In this mini-project, art meets computer science. I was asked by a client to make an animation of graph nodes and edges floating in space. The project involved writing a program to achieve an aesthetic result. Below I will describe how the code works, starting from a rough sketch and refining the details.

Technologies used: Plain ol’ JavaScript source code, HTML5 canvas, Kruskal’s algorithm, disjoint-set (union-find) data structure.

We start off with a blank rectangular canvas, and place a number of new graph nodes onto it at random positions with random radii. We also give them random velocities so they drift around. As nodes drift past the edge of the canvas, they fade out and disappear. New random nodes are created within the canvas bounds to keep the total number of nodes stable.

Clumpiness is a problem when working with uniform random numbers. Some areas of the graph are too dense with nodes while others are empty. We want a canvas that is mostly uniform in the density of nodes. To achieve this, we introduce a “force field” that makes nodes repel each other. On every frame, we apply the inverse-square law to move the positions of nodes away from each other. (Real physics use the inverse-square law to change the velocities, but I prefer to change the positions because the effect is softer.)

To make the graph into a network, we need to add some edges. We take the brute-force approach of constructing a minimum spanning tree over all the nodes, based on the Euclidean distance metric. We add these MST nodes to the graph and draw them.

To make things more interesting, we skew the distance metric somewhat. The plain distance metric yields a mesh-like MST. If we divide the distance by the product of the radii of both endpoints, we get a star-like hub-and-spoke network. If we divide by the square root of the product of radii, we get something in between. Also, we add some redundant edges to the graph in addition to the MST; we select a bunch of low-weight edges that are not already in the set of MST edges.

If we implemented the algorithm up to this point in a literal way, the edges would flicker on and off as the minimum spanning tree changes. To make the animation smoother, we give each existing edge an opacity value between 0.0 and 1.0. On every frame we compute the MST and extra edges – which we call the “ideal set” – and if an existing edge is in the ideal set then its opacity increases; otherwise its opacity decreases. When an edge’s opacity decreases to zero, we remove it and allow new edges in the ideal set to be added.
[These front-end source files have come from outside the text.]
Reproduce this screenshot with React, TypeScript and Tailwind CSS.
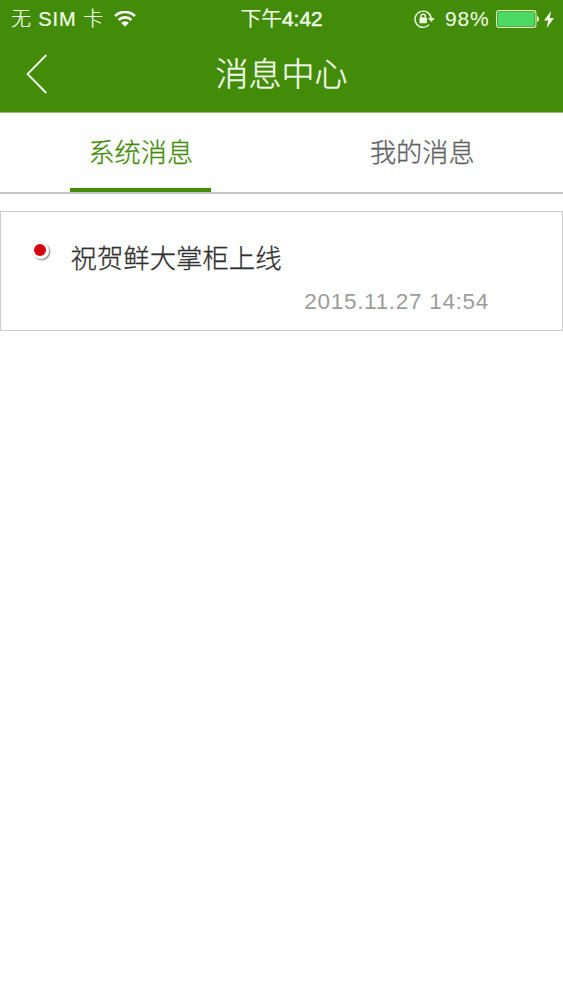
const font = 'font-["Liberation_Sans","Noto_Sans_CJK_SC",sans-serif]';

function WifiIcon() {
  return (
    <svg width="22" height="17" viewBox="0 0 22 17" fill="none" stroke="#fff" strokeWidth="2.6">
      <path d="M1.1 5a14 14 0 0 1 19.8 0" />
      <path d="M4.6 9a9 9 0 0 1 12.8 0" />
      <path d="M11 15.7l-3.8-3.9a5.2 5.2 0 0 1 7.6 0z" fill="#fff" stroke="none" />
    </svg>
  );
}

function RotationLockIcon() {
  return (
    <svg width="21" height="19" viewBox="0 0 21 19" fill="none" stroke="#f2ffe5">
      <path d="M15.2 14.6A8.1 8.1 0 1 1 17.2 8.4" strokeWidth="1.4" />
      <path d="M13.8 8h7l-3.5 4z" fill="#f2ffe5" stroke="none" />
      <rect x="5.5" y="7.6" width="7.4" height="5.6" rx=".6" fill="#f2ffe5" stroke="none" />
      <path d="M7.1 8V6.3a2.1 2.1 0 0 1 4.2 0V8" strokeWidth="1.4" />
    </svg>
  );
}

function StatusBar() {
  return (
    <div className="grid h-9 grid-cols-3 items-center pt-px text-[20px] leading-9 text-[#f4ffe9]">
      <div className="flex items-center pl-[11px]">
        <span className="w-[93px] whitespace-nowrap font-light tracking-[0.9px] [-webkit-text-stroke:0.2px_#f4ffe9]">无 SIM 卡</span>
        <span className="ml-[10px]">
          <WifiIcon />
        </span>
      </div>
      <div className="text-center text-[20.8px] leading-[34px] whitespace-nowrap">
        下午<span className="[-webkit-text-stroke:0.5px_#f4ffe9]">4:42</span>
      </div>
      <div className="flex items-center justify-end pr-[9px]">
        <RotationLockIcon />
        <span className="ml-[10px] w-[45px] text-[21px] tracking-[0.8px]">98%</span>
        <svg className="mb-px ml-[6px]" width="43" height="18" viewBox="0 0 43 18">
          <rect x=".6" y=".6" width="39.3" height="16.8" rx="2.5" fill="none" stroke="#d9f5c2" strokeWidth="1.1" />
          <rect x="2" y="2" width="36.5" height="14" rx="1.2" fill="#4cd964" />
          <path d="M41 6q2 .5 2 3t-2 3z" fill="#eaffd8" />
        </svg>
        <svg className="ml-[5px]" width="10" height="17" viewBox="0 0 10 17">
          <path d="M7 0L0 9.5h4.2L2.8 17 10 7H5.8z" fill="#f4ffe9" />
        </svg>
      </div>
    </div>
  );
}

function Header() {
  return (
    <header className="h-[113px] border-b border-[#9bc07d] bg-[#428c09]">
      <StatusBar />
      <div className="grid h-[76px] grid-cols-[1fr_auto_1fr] items-center">
        <button className="w-fit pl-[26px]" aria-label="返回">
          <svg width="22" height="40" viewBox="0 0 22 40" fill="none" stroke="#f7fff0" strokeWidth="1.8">
            <path d="M20.3 1L1.5 20l18.8 19" />
          </svg>
        </button>
        <h1 className="pt-0.5 text-[33px] leading-[74px] font-light text-[#f7fff0] [-webkit-text-stroke:0.3px_#f7fff0]">
          消息中心
        </h1>
      </div>
    </header>
  );
}

function Tabs() {
  return (
    <nav className="flex h-[81px] border-b-2 border-[#c6c6c6] text-[26.2px] leading-[80px]">
      <button className="flex flex-1 justify-center font-light text-[#428c09] [-webkit-text-stroke:0.3px_#428c09]">
        <span className="h-[79px] w-[141px] border-b-4 border-[#428c09]">系统消息</span>
      </button>
      <button className="flex-1 font-light text-[#606060] [-webkit-text-stroke:0.3px_#606060]">我的消息</button>
    </nav>
  );
}

function Message({ title, date }: { title: string; date: string }) {
  return (
    <article className="mt-[17px] h-[120px] border border-[#cccccc] bg-white pt-[26px]">
      <div className="flex pl-[32px]">
        <span className="mt-[5px] h-4 w-4 rounded-full bg-white pt-px pl-px shadow-[1px_1px_2px_#777]">
          <span className="block h-3 w-3 rounded-full bg-[#d7000f]" />
        </span>
        <h2 className="ml-[21.5px] pt-0.5 text-[26.4px] leading-[38px] font-light text-[#303030] [-webkit-text-stroke:0.3px_#303030]">
          {title}
        </h2>
      </div>
      <time className="mr-[73px] block text-right text-[22.5px] leading-[48px] tracking-[0.7px] text-[#9c9c9c]">
        {date}
      </time>
    </article>
  );
}

export default function App() {
  return (
    <main className={`min-h-screen bg-[#fefefe] ${font}`}>
      <Header />
      <Tabs />
      <Message title="祝贺鲜大掌柜上线" date="2015.11.27 14:54" />
    </main>
  );
}
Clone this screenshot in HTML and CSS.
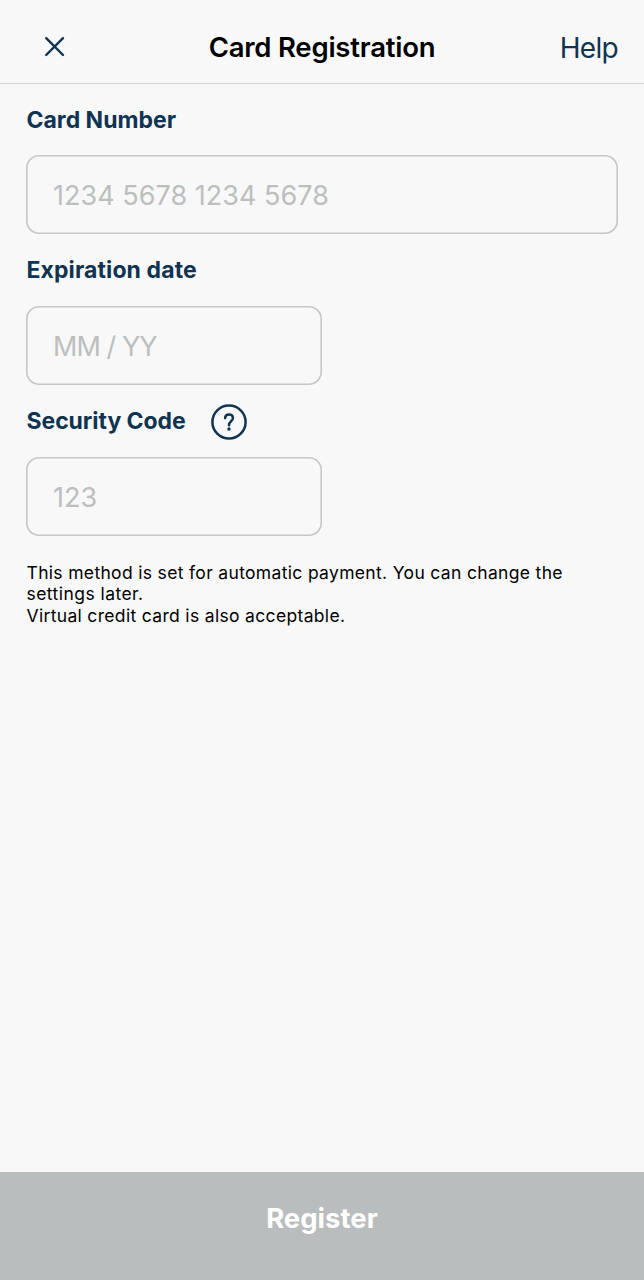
FILE: index.html
```html
<!DOCTYPE html>
<html lang="en">
<head>
<meta charset="utf-8">
<title>Card Registration</title>
<link rel="stylesheet" href="styles.css">
</head>
<body>
<div class="screen">
  <header class="topbar">
    <button class="close" type="button" aria-label="Close">
      <svg width="22" height="22" viewBox="0 0 22 22"><path d="M2.2 2.2 19 19M19 2.2 2.2 19"/></svg>
    </button>
    <h1 class="title">Card Registration</h1>
    <a class="help-link">Help</a>
  </header>
  <main class="form">
    <label class="label"><span class="label-number">Card Number</span></label>
    <div class="field field-wide"><span class="hint-number">1234 5678 1234 5678</span></div>
    <label class="label"><span class="label-date">Expiration date</span></label>
    <div class="field"><span class="hint-date">MM / YY</span></div>
    <label class="label"><span class="label-code">Security Code</span>
      <svg class="info" width="36" height="36" viewBox="0 0 36 36"><circle cx="18" cy="18" r="16.6"/><path d="M14.1 14.1C14.2 11.9 15.7 10.5 18 10.5C20.4 10.5 21.9 11.9 21.9 14C21.9 15.7 21.1 16.6 19.9 17.5C18.6 18.5 18 19.3 18 21.3"/><circle class="info-dot" cx="18" cy="25" r="1.7"/></svg>
    </label>
    <div class="field"><span class="hint-code">123</span></div>
    <p class="note"><span class="note-first">This method is set for automatic payment. You can change the</span><br><span class="note-second">settings later.</span><br><span class="note-third">Virtual credit card is also acceptable.</span></p>
  </main>
  <button class="register" type="button"><span>Register</span></button>
</div>
</body>
</html>
```
FILE: styles.css
```css
* { box-sizing: border-box; }
body { margin: 0; font-family: Inter, "Liberation Sans", sans-serif; background: #f8f8f8; color: #000; }
button { border: 0; padding: 0; background: none; font: inherit; }
.screen { height: 1280px; display: flex; flex-direction: column; }
.topbar { height: 84px; flex: none; display: grid; grid-template-columns: 120px 1fr 120px; align-items: center; padding: 10px 26px 0; border-bottom: 1px solid #d2d3d4; }
.close { justify-self: start; width: 22px; height: 22px; margin-left: 18px; }
.close svg { display: block; fill: none; stroke: #0f3350; stroke-width: 2.4; stroke-linecap: round; }
.title { margin: 0; text-align: center; font-size: 27.5px; line-height: 32px; font-weight: 600; letter-spacing: -0.22px; white-space: nowrap; }
.help-link { justify-self: end; padding-top: 2px; font-size: 28px; line-height: 32px; font-weight: 400; letter-spacing: -0.7px; color: #0f3350; }
.form { flex: 1; padding: 0 26px; }
.label { display: flex; align-items: center; height: 72px; padding-left: 0.5px; font-size: 23px; line-height: 30px; font-weight: 650; color: #0f3350; }
.label:first-child { height: 71px; }
.label-date { letter-spacing: 0.1px; }
.label-code { letter-spacing: -0.06px; }
.field { height: 79px; width: 296px; box-shadow: inset 0 0 0 1.6px #c5c6c6; border-radius: 13px; display: flex; align-items: center; padding: 2px 0 0 27px; font-size: 27px; line-height: 34px; color: #bdbebe; }
.field-wide { width: 592px; }
.hint-number { letter-spacing: 0.03px; }
.hint-date { letter-spacing: -0.95px; }
.info { margin: 2px 0 0 25.3px; fill: none; stroke: #0f3350; stroke-width: 2.5; stroke-linecap: round; }
.info-dot { fill: #0f3350; stroke: none; }
.note { margin: 26px 0 0; padding-left: 0.5px; font-size: 17.5px; line-height: 21.3px; letter-spacing: 0.33px; white-space: nowrap; }
.note-second { letter-spacing: 0.45px; }
.register { height: 108px; flex: none; display: flex; justify-content: center; padding-top: 29px; background: #babdbe; color: #fff; font-size: 27.5px; line-height: 34px; font-weight: 700; }
```
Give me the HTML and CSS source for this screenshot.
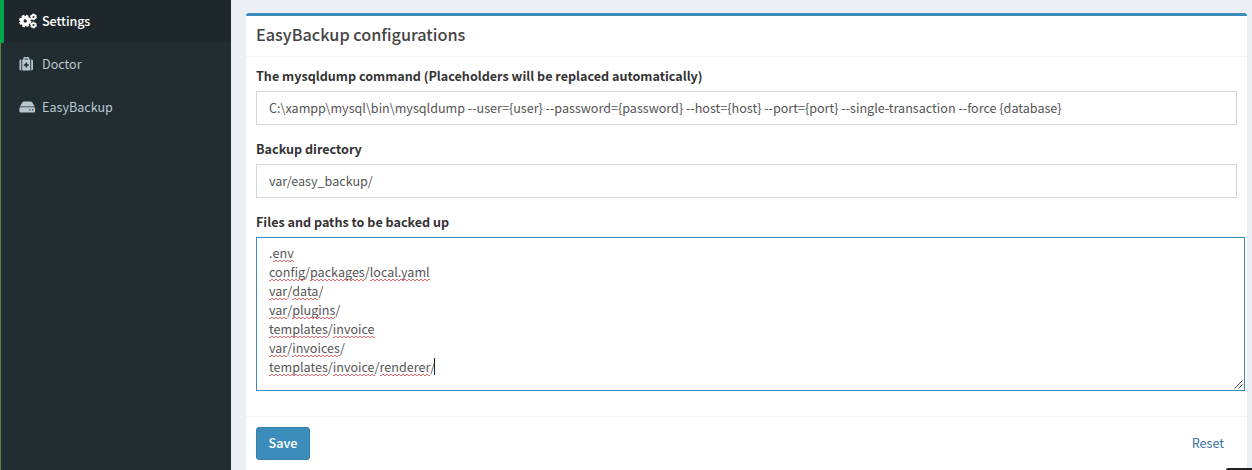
FILE: index.html
```html
<!DOCTYPE html>
<html lang="en">
<head>
<meta charset="utf-8">
<title>EasyBackup configurations</title>
<link rel="stylesheet" href="styles.css">
</head>
<body>
<div class="app">
  <nav class="sidebar">
    <a class="nav-item active">
      <svg class="icon" viewBox="0 0 18 16" width="18" height="16">
        <g fill="none" stroke="currentColor">
          <circle cx="6.2" cy="8" r="3.4" stroke-width="3.4"/>
          <circle cx="6.2" cy="8" r="5.4" stroke-width="1.700" stroke-dasharray="2.8 1.441"/>
          <circle cx="14.5" cy="3.9" r="1.9" stroke-width="1.800"/>
          <circle cx="14.5" cy="3.9" r="2.9" stroke-width="1" stroke-dasharray="1.8 1.237"/>
          <circle cx="14.5" cy="12.1" r="1.9" stroke-width="1.800"/>
          <circle cx="14.5" cy="12.1" r="2.9" stroke-width="1" stroke-dasharray="1.8 1.237"/>
        </g>
      </svg>
      <span>Settings</span>
    </a>
    <a class="nav-item">
      <svg class="icon" viewBox="0 0 18 16" width="18" height="16" fill="currentColor">
        <path d="M2.300 3.500v11h-.4A1.400 1.400 0 0 1 .5 13.100V4.900A1.400 1.400 0 0 1 1.900 3.500zM12.200 3.500h.4A1.400 1.400 0 0 1 14 4.900v8.200a1.400 1.400 0 0 1-1.400 1.400h-.4z"/>
        <path fill-rule="evenodd" d="M3.200 14.500v-11H4.300V2.400A1.300 1.300 0 0 1 5.600 1.100h3.400a1.300 1.300 0 0 1 1.300 1.300V3.500h1v11zM5.700 3.500h3.200V2.500H5.700zM6.500 6.500v1.700H4.800v1.600h1.700v1.700h1.600V9.800h1.700V8.200H8.100V6.500z"/>
      </svg>
      <span>Doctor</span>
    </a>
    <a class="nav-item">
      <svg class="icon" viewBox="0 0 18 16" width="18" height="16" fill="currentColor">
        <path d="M.9 7.500 3.300 3.500A2 2 0 0 1 5 2.500h6.600a2 2 0 0 1 1.700 1l2.400 4z"/>
        <path fill-rule="evenodd" d="M1.700 8.200h13.100a1.300 1.300 0 0 1 1.300 1.300v2.700a1.300 1.300 0 0 1-1.300 1.300H1.700A1.300 1.300 0 0 1 .4 12.200V9.500A1.300 1.300 0 0 1 1.700 8.200zM10.200 10.200v1.300h1.300v-1.300zM13 10.200v1.300h1.300v-1.300z"/>
      </svg>
      <span>EasyBackup</span>
    </a>
  </nav>
  <main class="content">
    <section class="box">
      <header class="box-header"><h3>EasyBackup configurations</h3></header>
      <div class="box-body">
        <label>The mysqldump command (Placeholders will be replaced automatically)</label>
        <div class="field">C:\xampp\mysql\bin\mysqldump --user={user} --password={password} --host={host} --port={port} --single-transaction --force {database}</div>
        <label>Backup directory</label>
        <div class="field">var/easy_backup/</div>
        <label>Files and paths to be backed up</label>
        <div class="area">
          <div>.<u>env</u></div>
          <div><u>config</u>/<u>packages</u>/<u>local.yaml</u></div>
          <div><u>var</u>/<u>data</u>/</div>
          <div><u>var</u>/<u>plugins</u>/</div>
          <div><u>templates</u>/<u>invoice</u></div>
          <div><u>var</u>/<u>invoices</u>/</div>
          <div><u>templates</u>/<u>invoice</u>/<u>renderer</u>/<i class="caret"></i></div>
          <svg class="grip" viewBox="0 0 9 9" width="9" height="9"><path d="M.5 8.500 8.500.5M4.500 8.500l4-4" fill="none" stroke="#555"/></svg>
        </div>
      </div>
      <footer class="box-footer">
        <button class="save">Save</button>
        <a class="reset">Reset</a>
      </footer>
    </section>
    <div class="debug-tab"></div>
  </main>
</div>
</body>
</html>
```
FILE: styles.css
```css
* { box-sizing: border-box; }
body {
  margin: 0;
  height: 470px;
  overflow: hidden;
  font-family: "Noto Sans CJK SC", "Open Sans", sans-serif;
  font-size: 12.58px;
  line-height: 19px;
  color: #333;
  background: #ecf0f5;
}
.app { display: flex; height: 470px; }
.sidebar { width: 231px; flex: none; background: #222d32; border-left: 1px solid #5b8548; }
.nav-item {
  display: flex;
  align-items: center;
  gap: 5px;
  height: 43px;
  padding: 0 0 2px 18px;
  color: #b8c7ce;
}
.nav-item.active {
  margin-left: -1px;
  padding-left: 15px;
  border-left: 4px solid #00a64b;
  background: #1e282c;
  color: #fff;
  font-weight: 500;
  letter-spacing: -.1px;
}
.icon { flex: none; }
.content { flex: 1; min-width: 0; padding: 13px 5px 0 15px; }
.box { height: 470px; background: #fff; border-top: 3px solid #3c8dbc; border-radius: 3px; box-shadow: 0 1px 1px rgba(0, 0, 0, .1); }
.box-header { height: 41px; padding: 8px 10px; border-bottom: 1px solid #f4f4f4; }
h3 { margin: 0; font-size: 16.24px; line-height: 20px; font-weight: 500; color: #444; }
.box-body { height: 359px; padding: 10px 10px 0; }
label { display: block; height: 24px; line-height: 17px; font-weight: 700; }
.field { height: 34px; margin-bottom: 15px; padding: 6px 12px; border: 1px solid #d2d6de; color: #555; white-space: nowrap; }
.area { position: relative; width: 989px; height: 154px; padding: 5px 12px; border: 1px solid #3c8dbc; color: #555; }
.area div { display: flex; height: 19px; }
u { text-decoration: none; position: relative; }
u::after {
  content: "";
  position: absolute;
  left: 0;
  right: 0;
  bottom: 0;
  height: 2px;
  background: conic-gradient(from 0deg at 50% 50%, #e5686f 25%, transparent 0 50%, #e5686f 0 75%, transparent 0) 0 0 / 4px 2px;
}
.caret { width: 1px; height: 17px; margin: 1px 0 0 -1px; background: #222; }
.grip { position: absolute; right: 1px; bottom: 1px; }
.box-footer { display: flex; justify-content: space-between; height: 54px; padding: 10px 23px 0 10px; border-top: 1px solid #f4f4f4; }
.save { width: 54px; height: 33px; padding: 0 0 2px; border: 1px solid #367fa9; border-radius: 3px; background: #3c8dbc; color: #fff; font: 500 12.6px/19px "Noto Sans CJK SC", sans-serif; }
.reset { padding-top: 6px; color: #3d74a8; }
.debug-tab { position: absolute; left: 1226px; top: 468px; width: 26px; height: 2px; border-top-left-radius: 2px; background: #222; }
```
Embarrassingly the code uses O(V2) algorithms in about a dozen places, so it is clearly not scalable to a large number of nodes. For the purposes of making a cute “screensaver” animation, about 100 nodes is sufficient and tractable. If more nodes are desired while keeping the same flavor of the algorithm, then it is probably necessary to implement strategies like binary space partitioning, heuristic pruning of the search space, and infrequent updates for expensive operations.